In Figure 12, the impact of each composite compared to the reference for each indicator analysed can be observed. Each diagram represents the variation in each impact category compared to the reference solution.

Nowadays, the industry offers different alternatives to reduce the effects that waste tyres have on the environment. The most common recovery methods are tyre retreading, rubber grinding, mechanical lapping, and rubber reclaiming [59]. Physically transforming rubber by shredding to obtain recycled aggregates offers a more sustainable alternative to burning tyres for energy generation, which produces many harmful gases [60]. However, current regulations have limited the applicability of these recycled rubber aggregates by classifying them as microplastics [61]; as such, their application in the construction sector is postulated as one of the most viable alternatives. The results shown in Figure 12 demonstrate that the environmental impact derived from producing prefabricated gypsum panels can be considerably reduced by partially replacing the original gypsum material with ELT aggregates.

Furthermore, the construction and demolition sectors are responsible for about 35% of the total solid waste deposited in landfills and are some of the key areas in which efforts are needed to improve the sustainability and circularity of materials in the EU [62]. Gypsum is one of the most versatile building materials that can be easily recycled; yet enormous quantities of gypsum building waste, prefabricated plasterboard, and gypsum composite blocks continue to be deposited in landfills in Europe and around the world [63]. An approach focused on recovery of this raw material, as shown in this research, contributes to mitigating the depletion of natural resources, while, as can be seen in Figure 12, atmospheric CO₂ emissions can be reduced by up to 60% compared to traditional composites. However, there is still a long way to go in terms of sustainability in the construction industry. Although this work highlights the benefits of using these recycled raw materials to manufacture non-structural components in the field of construction, the quantification of the environmental impacts and the study of alternatives for the recovery, recycling and revaluation of construction waste remain challenging.

4. Conclusions

In this work, we have studied the recyclability of plaster materials for use in prefabricated products which incorporate recycled rubber aggregates. This is an important step towards analysing the existing alternatives at the end of the lifetime of gypsum-based composites that incorporate solid waste in their matrix as a lightener or to improve their physical–mechanical properties. This is a new approach compared to existing studies, which have focused on the recycling and recovery of waste from commercial plasterboards. In this sense, this work shows the potential of prefabricated gypsum materials produced under circular economy criteria, which can be used as environmentally friendly materials in the construction industry. The main conclusions that can be drawn from the results obtained are as follows:

• The recycling process of the gypsum material used (180 °C for 24 h) has proved to be effective for transforming the dihydrate into new hemihydrate to form the composites produced in Series 3. However, in the diffractogram of both raw materials, a lower crystalline intensity can be observed in the recycled composite compared to the commercial gypsum.
• All the composites produced, regardless of the recycled rubber content and the series analysed, exceeded the minimum flexural strength (1 MPa) recommended by the standard UNE-EN 13279-2. However, the resistance decreased progressively in the compounds of Series 2 and 3 with respect to Series 1, which was made with commercial gypsum.
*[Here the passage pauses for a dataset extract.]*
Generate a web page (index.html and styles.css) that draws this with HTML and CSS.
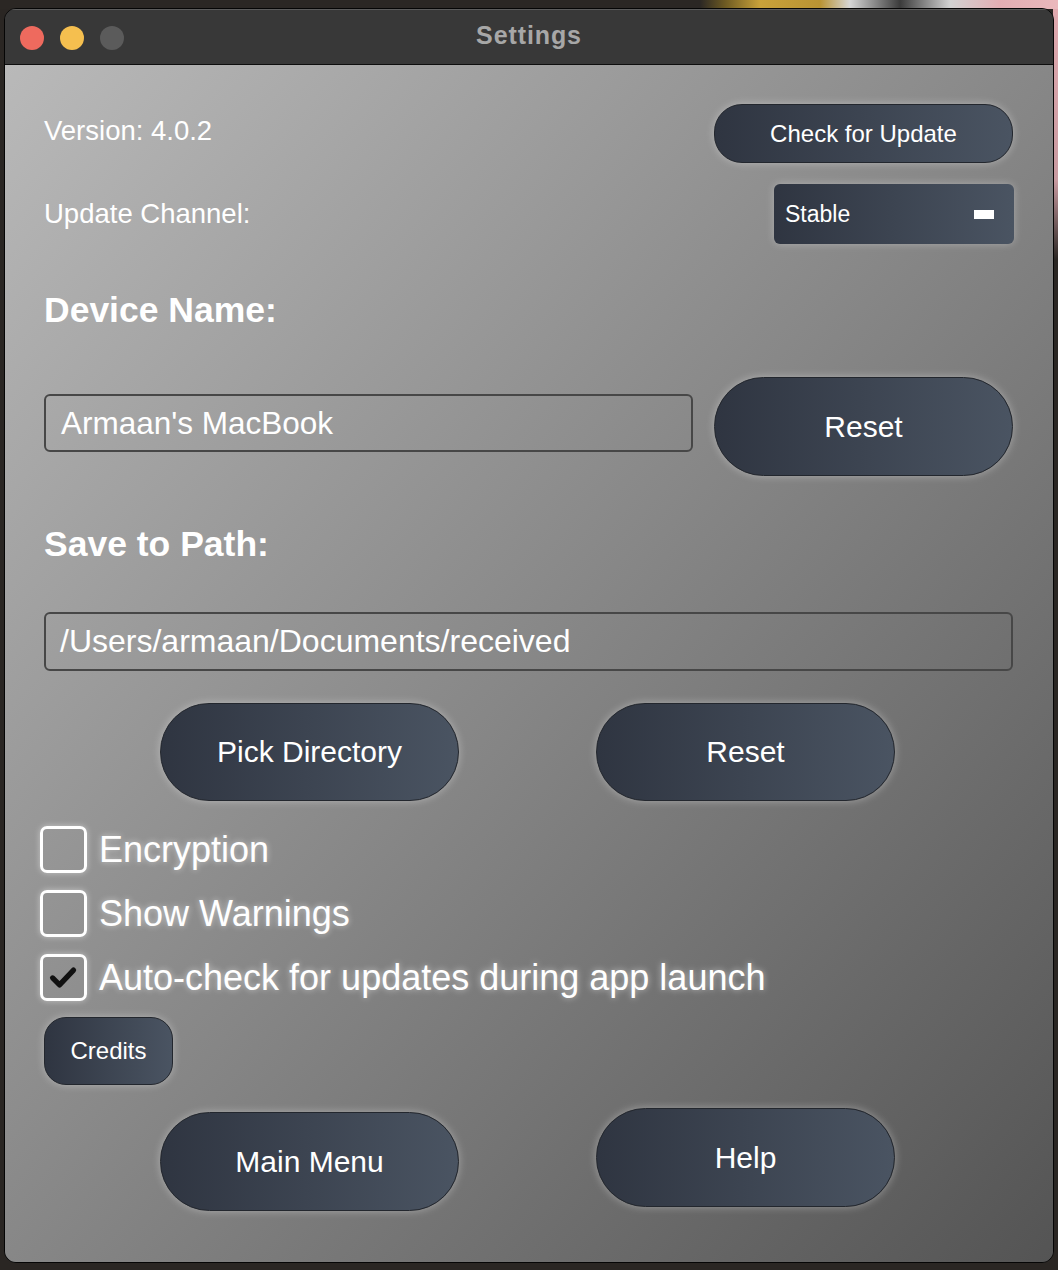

In fact, the composites of Series 3 showed flexural strengths which were, on average, 30% lower than their Series 1 counterparts. This means the composites which contained a greater proportion of recycled rubber aggregates (40% substitution by volume) had lower strength than the reference sample, which contained about 60%.
• Similar behaviour was observed for the same composites after the compression test; nevertheless, all of the composites exceeded the minimum value established in the standard guidelines, which was 2 MPa.
• Regarding SEM analysis of the compounds of Series 2 and 3 that underwent recycling as part of their manufacturing process, good integration of the residue in the matrix was observed with the formation of dihydrate crystals around the ELT aggregates. However, higher porosity was also observed in the samples, especially in the compounds of Series 3. This higher porosity could explain their lower mechanical strength.
• LCA has revealed the environmental benefit derived from these recycling processes. For all the environmental impact indicators, a decrease in emissions was achieved with respect to the reference plaster, reaching up to 60% in the case of S3-40%P in terms of CO₂ release. Only for the ADP_FF indicator was a worse environmental performance obtained for the composites made with recycled material, as these require a greater amount of non-renewable energy during their manufacturing process, which can be attributed to the process of obtaining the rubber aggregates. However, in any case, the results obtained are encouraging and demonstrate the need to focus on recycled raw materials when developing building materials.

In conclusion, it should be noted that there are still some pending issues that should be addressed in future works, such as the study of other alternative processes for the recycling of the plaster material, the study of the physical–mechanical behaviour of these gypsum-based composites on a real scale, or the extension of the life cycle analysis to include stages after the cradle-to-gate study. In this context, we propose that in future, this study should be expanded upon by increasing the number of stages included in the LCA and analysing the performance of these gypsum composites using a real precast scale. It would also be interesting to evaluate the maximum number of recyclability cycles to which these gypsum-based materials can be subjected, which would provide results with significant applicability within the construction industry.

In any case, developing building materials in accordance with circular economy criteria is a fundamental initiative which will promote the reuse of resources, reduce the volume of discarded materials, and mitigate the environmental impact of this industry, contributing to more sustainable and efficient urban development.